An innovative plan to scatter 4,000 high-tech bikes for rent around Los Angeles was announced Sunday morning as tens of thousands of people pedaled into a temporary bike road across the city.
CicLAvia, a 10.5-mile long zig-zag from Hollywood to Boyle Heights, allowed bicyclists and pedestrians to claim pavement that is used by cars, trucks and buses the rest of the year. This year, the city-wide party was given three new branches: north to Chinatown, east to Boyle Heights and south down Central Avenue.
When the event got under way at 9:30 a.m. at Olvera Street, Mayor Antonio Villaraigosa announced the city's first "bikeshare" program, a European-style rental service that enables people to pick up bikes at kiosks across the city. Bike Nation plans to invest $16 million for 4,000 bikes at some 400 kiosks. The first are scheduled to open this fall.
The bikes will be free for 30 minutes' use, and then $1.50 for the next hour. Rates drop as rental periods increase — a three-day rental will be $12.
The bikes have built-in GPS devices, allowing a would-be bike renter to use a smart-phone app to find the nearest available ride. Bike Nation founder Navin Narang envisions expanding the concept nationwide.
"As we have seen with CicLAvia and "Carmaheaven," Angelenos are aching for a day without a car," Villaraigosa said before the event. "But in tough economic times like these, we knew it wasn't feasible to start a public bike share program. But we do know it's what LA needs."
"We're building the infrastructure, we're making it safe, and we're making it practical for Angelenos to get from point A to point B on two wheels," Villaraigosa said.
Today's CicLAvia closed streets between the eastern edge of Hollywood and the Westlake and Pico-Union districts, primarily along New Hampshire Avenue and 7th Street. At Figueroa and 7th streets downtown, the closure forked north to Chinatown, east to Boyle Heights, and south to "jazz row" on Central Avenue.
This was the fourth CicLAvia, which is now held twice a year due to overwhelming attendance. The event has become crowded with pedestrians enjoying stress-free walking and play on the streets, so much so that bicyclists are being asked to exercise caution and courtesy on some blogs.
CicLAvia is modeled on a popular event in Bogota, Colombia.
CicLAvia producer Aaron Paley said organizers want to mature the event and "integrate it into warp and woof of Los Angeles, make it the thing that weaves us together."

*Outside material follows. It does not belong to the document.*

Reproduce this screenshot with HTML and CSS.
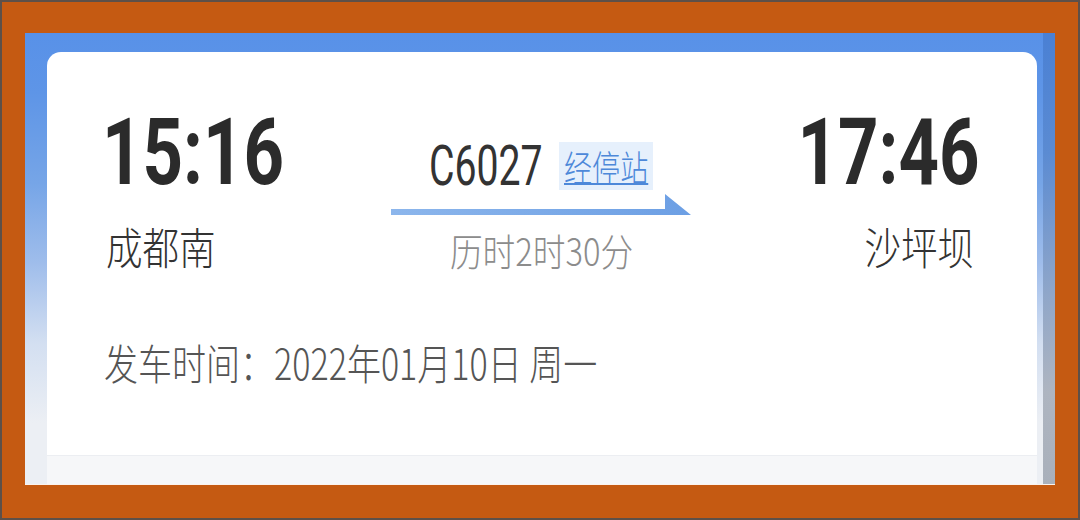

He said he wants CicLAvia to appeal to all demographics, "from hipsters to grandmothers."
The loosely-knit organization became a nonprofit last fall, and hopes to expand the concept to other cities including San Fernando, Huntington Park, South Gate, Lynwood and Pomona. A CicLAvia has also been tentatively scheduled for Sept. 16 in Long Beach.
Paley said he hopes to increase the frequency of the event to once a month within five years, with increased support from corporations and individuals.
Backers say the event exposes participants to local businesses along the route, providing restaurants, bars, shops and services with a "CicLAvia Bump" in customers.
"Having just 100 people go by your shop on a bike or by foot is significantly better than 1,000 speeding by in their cars," said Matt Berman, founder of Bolt Barbers, who has a haircut shop on Spring Street downtown.